▶ _Material provided_
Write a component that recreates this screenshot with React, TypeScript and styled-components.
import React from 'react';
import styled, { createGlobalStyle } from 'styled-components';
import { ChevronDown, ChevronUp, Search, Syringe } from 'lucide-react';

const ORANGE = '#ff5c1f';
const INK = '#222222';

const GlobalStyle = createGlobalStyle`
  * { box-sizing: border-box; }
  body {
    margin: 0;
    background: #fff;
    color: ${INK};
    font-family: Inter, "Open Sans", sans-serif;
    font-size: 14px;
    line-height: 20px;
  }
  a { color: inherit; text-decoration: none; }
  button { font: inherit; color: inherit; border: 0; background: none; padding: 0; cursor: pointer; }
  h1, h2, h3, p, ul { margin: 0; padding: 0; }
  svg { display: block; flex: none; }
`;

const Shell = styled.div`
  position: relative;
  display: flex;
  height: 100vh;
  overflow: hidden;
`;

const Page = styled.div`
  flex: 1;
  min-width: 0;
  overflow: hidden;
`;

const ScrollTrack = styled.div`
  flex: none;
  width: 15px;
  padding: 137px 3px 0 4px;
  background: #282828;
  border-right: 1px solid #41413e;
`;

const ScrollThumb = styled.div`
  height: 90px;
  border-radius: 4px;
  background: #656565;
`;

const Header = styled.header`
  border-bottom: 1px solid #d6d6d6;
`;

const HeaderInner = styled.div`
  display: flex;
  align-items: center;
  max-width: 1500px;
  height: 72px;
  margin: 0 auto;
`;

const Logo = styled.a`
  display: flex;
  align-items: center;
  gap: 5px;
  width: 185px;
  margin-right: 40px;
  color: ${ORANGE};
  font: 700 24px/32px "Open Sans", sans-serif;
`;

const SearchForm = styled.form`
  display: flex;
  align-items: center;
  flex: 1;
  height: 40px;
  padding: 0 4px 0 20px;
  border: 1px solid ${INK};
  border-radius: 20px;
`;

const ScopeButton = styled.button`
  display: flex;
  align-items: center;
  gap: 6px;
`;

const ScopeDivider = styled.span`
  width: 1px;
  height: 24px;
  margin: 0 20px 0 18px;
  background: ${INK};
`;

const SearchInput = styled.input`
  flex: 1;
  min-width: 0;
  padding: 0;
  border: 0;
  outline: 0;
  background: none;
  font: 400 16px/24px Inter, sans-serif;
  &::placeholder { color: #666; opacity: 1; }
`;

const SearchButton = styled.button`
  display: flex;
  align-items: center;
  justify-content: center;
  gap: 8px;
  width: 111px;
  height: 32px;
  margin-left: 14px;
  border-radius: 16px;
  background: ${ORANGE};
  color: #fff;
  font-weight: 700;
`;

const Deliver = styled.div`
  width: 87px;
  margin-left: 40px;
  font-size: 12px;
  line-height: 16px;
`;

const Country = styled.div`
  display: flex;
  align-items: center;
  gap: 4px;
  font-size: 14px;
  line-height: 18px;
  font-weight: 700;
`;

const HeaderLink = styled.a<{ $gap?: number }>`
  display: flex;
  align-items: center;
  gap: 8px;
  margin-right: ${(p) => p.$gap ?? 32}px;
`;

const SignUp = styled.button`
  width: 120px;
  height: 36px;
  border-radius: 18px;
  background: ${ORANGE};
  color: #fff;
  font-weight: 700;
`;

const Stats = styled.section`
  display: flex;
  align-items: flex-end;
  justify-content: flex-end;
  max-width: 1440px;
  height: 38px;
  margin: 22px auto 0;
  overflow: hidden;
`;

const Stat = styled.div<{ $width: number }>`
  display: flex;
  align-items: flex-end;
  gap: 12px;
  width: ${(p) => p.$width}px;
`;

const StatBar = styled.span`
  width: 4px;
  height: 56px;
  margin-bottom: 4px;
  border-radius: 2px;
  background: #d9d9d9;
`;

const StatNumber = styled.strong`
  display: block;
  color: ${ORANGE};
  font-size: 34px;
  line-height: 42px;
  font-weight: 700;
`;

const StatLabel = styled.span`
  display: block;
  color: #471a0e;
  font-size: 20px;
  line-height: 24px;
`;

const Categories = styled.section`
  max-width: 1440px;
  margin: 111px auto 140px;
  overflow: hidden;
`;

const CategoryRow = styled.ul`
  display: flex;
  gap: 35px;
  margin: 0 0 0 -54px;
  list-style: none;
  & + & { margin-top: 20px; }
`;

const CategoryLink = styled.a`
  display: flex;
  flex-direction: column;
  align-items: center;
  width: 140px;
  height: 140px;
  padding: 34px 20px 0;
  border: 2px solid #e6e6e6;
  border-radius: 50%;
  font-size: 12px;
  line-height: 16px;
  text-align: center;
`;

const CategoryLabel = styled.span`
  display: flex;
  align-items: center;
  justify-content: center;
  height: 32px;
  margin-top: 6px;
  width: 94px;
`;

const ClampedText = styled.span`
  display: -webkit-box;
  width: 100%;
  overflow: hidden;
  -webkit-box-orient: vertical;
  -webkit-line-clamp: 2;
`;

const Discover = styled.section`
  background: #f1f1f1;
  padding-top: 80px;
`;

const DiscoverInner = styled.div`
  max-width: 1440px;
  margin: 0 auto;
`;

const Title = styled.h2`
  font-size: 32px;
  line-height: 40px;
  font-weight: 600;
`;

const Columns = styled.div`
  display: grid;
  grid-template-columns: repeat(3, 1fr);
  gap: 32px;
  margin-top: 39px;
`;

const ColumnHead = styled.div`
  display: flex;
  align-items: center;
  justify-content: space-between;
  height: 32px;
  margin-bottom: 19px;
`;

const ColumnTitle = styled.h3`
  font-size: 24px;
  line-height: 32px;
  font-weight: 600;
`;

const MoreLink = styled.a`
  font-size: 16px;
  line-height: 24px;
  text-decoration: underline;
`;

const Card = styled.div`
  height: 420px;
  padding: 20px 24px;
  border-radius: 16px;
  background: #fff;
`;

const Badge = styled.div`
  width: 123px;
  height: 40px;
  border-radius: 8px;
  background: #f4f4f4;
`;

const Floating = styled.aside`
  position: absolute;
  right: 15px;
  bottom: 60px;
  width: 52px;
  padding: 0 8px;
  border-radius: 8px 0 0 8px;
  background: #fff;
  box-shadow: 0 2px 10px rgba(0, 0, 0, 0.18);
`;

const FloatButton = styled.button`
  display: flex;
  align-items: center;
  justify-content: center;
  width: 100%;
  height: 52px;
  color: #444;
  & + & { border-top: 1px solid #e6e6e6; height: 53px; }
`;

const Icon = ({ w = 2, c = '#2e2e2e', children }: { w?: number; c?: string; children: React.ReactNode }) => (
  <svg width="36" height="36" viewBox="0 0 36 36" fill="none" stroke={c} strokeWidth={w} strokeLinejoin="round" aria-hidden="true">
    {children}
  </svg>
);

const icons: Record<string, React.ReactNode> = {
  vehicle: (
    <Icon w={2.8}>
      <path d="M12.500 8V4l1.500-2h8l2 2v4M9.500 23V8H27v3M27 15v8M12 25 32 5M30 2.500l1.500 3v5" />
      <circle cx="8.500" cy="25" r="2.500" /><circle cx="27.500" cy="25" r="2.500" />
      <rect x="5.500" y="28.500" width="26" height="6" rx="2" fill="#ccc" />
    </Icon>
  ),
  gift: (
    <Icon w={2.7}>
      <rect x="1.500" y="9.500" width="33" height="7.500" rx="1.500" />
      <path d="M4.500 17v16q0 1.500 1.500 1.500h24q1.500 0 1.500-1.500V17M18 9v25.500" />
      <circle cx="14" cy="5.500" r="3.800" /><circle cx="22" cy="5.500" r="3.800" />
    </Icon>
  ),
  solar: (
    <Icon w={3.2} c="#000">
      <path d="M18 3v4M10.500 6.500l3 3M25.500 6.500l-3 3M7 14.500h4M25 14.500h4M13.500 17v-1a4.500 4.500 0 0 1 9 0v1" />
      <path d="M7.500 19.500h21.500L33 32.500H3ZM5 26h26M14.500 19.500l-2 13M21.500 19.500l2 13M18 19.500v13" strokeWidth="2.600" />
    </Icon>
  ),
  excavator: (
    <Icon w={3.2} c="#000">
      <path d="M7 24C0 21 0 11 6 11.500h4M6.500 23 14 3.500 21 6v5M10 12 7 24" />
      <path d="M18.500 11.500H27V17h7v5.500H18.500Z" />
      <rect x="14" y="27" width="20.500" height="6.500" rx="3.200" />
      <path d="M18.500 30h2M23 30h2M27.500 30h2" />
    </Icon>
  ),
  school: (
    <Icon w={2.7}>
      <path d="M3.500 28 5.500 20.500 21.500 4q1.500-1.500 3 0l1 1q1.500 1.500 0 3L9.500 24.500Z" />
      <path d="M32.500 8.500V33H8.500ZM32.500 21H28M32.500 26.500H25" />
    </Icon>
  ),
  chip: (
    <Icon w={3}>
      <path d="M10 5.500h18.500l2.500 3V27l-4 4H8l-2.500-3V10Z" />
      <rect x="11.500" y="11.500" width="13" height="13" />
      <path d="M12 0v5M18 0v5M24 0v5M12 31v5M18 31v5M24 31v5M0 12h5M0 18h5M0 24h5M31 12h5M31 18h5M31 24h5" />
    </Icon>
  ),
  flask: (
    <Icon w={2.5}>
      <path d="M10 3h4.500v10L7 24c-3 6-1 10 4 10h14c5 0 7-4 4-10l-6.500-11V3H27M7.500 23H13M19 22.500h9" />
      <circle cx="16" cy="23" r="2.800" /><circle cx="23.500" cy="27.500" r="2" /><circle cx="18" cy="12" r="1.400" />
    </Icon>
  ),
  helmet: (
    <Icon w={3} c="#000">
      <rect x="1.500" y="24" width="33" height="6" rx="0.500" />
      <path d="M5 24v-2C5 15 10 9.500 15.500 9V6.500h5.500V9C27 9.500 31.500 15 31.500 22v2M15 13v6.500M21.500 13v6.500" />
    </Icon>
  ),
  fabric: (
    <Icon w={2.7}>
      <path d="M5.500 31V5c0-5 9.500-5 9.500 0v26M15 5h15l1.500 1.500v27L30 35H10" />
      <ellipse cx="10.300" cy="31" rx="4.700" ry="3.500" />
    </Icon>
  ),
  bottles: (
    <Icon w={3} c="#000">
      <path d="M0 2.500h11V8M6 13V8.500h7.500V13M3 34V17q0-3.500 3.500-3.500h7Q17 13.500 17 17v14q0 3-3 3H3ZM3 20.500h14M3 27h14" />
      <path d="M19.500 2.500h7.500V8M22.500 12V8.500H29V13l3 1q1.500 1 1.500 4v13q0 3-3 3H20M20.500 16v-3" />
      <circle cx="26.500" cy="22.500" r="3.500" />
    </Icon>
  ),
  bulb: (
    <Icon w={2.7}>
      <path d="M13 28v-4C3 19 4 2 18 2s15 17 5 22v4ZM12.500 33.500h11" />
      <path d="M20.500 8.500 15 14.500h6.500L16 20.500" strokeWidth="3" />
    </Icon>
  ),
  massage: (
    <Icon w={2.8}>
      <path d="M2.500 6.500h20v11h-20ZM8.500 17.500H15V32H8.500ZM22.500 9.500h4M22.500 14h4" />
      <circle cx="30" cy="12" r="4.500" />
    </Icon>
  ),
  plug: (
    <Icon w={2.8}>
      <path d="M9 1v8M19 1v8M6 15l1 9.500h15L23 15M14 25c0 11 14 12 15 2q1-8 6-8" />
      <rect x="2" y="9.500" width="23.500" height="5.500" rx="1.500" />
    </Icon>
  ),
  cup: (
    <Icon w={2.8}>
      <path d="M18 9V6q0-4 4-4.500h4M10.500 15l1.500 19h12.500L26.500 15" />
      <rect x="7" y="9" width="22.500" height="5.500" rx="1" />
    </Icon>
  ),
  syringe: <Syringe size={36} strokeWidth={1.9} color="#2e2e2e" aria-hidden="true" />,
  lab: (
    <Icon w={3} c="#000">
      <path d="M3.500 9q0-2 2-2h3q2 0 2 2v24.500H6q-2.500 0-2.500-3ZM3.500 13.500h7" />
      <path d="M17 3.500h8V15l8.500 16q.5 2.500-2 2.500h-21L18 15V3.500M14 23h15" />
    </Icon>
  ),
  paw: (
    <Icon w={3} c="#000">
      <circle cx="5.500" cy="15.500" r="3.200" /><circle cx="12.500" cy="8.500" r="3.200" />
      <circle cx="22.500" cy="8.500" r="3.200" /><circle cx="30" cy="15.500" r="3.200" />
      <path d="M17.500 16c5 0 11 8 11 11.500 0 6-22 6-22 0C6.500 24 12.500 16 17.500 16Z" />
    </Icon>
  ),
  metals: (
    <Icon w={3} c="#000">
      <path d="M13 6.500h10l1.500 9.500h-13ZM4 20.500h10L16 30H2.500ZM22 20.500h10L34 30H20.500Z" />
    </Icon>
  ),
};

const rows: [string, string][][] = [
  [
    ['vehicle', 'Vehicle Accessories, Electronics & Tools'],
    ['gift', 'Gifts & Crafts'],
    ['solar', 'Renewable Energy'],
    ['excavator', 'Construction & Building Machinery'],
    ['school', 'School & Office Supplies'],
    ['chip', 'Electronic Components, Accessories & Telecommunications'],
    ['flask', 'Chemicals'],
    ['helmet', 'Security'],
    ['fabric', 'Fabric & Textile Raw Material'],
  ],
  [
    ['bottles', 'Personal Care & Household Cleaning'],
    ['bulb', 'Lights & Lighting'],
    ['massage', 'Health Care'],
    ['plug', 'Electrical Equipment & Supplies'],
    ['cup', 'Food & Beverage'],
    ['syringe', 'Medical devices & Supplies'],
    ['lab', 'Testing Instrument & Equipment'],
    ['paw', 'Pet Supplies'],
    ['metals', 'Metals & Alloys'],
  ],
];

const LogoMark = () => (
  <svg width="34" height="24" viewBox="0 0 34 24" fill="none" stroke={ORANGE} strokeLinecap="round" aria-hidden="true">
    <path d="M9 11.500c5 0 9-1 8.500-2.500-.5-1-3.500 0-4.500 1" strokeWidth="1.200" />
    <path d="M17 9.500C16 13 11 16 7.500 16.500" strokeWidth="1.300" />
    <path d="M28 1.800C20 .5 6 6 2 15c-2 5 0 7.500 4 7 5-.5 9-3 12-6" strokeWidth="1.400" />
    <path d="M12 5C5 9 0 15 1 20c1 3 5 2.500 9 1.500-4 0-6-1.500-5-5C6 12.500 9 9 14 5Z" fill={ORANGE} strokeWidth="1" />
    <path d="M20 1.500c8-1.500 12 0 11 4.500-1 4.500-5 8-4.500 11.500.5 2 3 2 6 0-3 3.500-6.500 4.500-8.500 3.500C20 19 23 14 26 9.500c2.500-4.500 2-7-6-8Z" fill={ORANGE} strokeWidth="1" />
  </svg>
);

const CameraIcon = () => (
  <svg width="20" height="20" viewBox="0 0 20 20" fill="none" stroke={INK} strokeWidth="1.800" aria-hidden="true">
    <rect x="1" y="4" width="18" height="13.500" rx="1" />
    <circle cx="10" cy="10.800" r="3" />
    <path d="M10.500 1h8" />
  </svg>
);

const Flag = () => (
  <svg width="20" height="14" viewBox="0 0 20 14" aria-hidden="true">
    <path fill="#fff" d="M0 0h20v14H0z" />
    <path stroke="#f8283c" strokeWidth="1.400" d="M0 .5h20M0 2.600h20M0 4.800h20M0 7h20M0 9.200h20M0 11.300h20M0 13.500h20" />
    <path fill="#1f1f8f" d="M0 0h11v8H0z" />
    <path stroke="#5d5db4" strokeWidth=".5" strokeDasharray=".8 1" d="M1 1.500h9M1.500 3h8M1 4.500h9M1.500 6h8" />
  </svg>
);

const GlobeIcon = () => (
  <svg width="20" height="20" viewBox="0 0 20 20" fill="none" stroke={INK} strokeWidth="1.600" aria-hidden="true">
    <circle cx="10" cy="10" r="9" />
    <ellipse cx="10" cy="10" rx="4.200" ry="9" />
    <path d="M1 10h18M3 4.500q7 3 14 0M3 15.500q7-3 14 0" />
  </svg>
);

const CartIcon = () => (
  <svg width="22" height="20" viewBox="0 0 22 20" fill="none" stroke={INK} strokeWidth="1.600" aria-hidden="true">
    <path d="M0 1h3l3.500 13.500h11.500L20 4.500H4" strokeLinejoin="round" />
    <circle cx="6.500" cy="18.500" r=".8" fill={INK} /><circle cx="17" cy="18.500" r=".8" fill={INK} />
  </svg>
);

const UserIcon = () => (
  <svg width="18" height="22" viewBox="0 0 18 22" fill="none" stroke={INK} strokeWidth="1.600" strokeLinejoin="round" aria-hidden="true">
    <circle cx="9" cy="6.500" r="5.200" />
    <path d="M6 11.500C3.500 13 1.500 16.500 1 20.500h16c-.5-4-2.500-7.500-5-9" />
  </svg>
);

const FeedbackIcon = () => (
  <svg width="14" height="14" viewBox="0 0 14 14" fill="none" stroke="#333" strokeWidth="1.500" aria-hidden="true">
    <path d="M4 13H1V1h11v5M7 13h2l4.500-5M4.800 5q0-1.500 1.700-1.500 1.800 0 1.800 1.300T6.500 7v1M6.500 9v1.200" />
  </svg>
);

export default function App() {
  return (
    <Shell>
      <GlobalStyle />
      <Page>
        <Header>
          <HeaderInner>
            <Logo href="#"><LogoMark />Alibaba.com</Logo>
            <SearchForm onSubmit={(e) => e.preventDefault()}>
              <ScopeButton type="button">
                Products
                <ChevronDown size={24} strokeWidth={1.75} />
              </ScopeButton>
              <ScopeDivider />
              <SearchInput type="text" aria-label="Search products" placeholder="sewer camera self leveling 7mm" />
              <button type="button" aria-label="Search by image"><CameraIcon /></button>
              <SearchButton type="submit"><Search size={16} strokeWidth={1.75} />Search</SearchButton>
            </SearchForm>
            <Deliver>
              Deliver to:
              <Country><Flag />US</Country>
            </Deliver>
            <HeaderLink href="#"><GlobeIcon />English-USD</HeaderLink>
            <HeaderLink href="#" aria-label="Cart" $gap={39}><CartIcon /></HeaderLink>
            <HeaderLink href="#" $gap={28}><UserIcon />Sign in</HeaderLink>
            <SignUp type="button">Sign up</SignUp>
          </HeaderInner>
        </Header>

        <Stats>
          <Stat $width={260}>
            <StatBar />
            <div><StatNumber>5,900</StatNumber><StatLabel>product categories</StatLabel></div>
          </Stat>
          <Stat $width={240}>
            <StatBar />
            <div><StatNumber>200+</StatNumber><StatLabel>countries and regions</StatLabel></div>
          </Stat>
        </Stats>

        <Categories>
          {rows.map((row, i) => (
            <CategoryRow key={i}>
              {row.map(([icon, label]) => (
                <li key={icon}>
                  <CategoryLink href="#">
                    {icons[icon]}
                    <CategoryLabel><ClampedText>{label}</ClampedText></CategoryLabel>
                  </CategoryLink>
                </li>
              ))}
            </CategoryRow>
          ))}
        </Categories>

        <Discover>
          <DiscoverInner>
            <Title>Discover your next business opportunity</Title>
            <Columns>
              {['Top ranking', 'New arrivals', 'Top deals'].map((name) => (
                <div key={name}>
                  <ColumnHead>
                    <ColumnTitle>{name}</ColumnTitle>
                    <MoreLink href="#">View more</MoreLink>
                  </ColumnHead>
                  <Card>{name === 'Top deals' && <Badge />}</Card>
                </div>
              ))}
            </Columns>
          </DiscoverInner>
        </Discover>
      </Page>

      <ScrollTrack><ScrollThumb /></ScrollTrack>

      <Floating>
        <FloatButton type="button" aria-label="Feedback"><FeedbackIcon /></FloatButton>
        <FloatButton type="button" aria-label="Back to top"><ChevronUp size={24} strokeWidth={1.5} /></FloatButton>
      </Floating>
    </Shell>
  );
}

▶ _Exercise requirements_
Return exactly the lines that run from the top of the listing above to the line containing "const INK = '#222222';", please, keeping both end lines and leaving out everything else.

▶ _Task answer_
Write a component that recreates this screenshot with React, TypeScript and styled-components.
import React from 'react';
import styled, { createGlobalStyle } from 'styled-components';
import { ChevronDown, ChevronUp, Search, Syringe } from 'lucide-react';

const ORANGE = '#ff5c1f';
const INK = '#222222';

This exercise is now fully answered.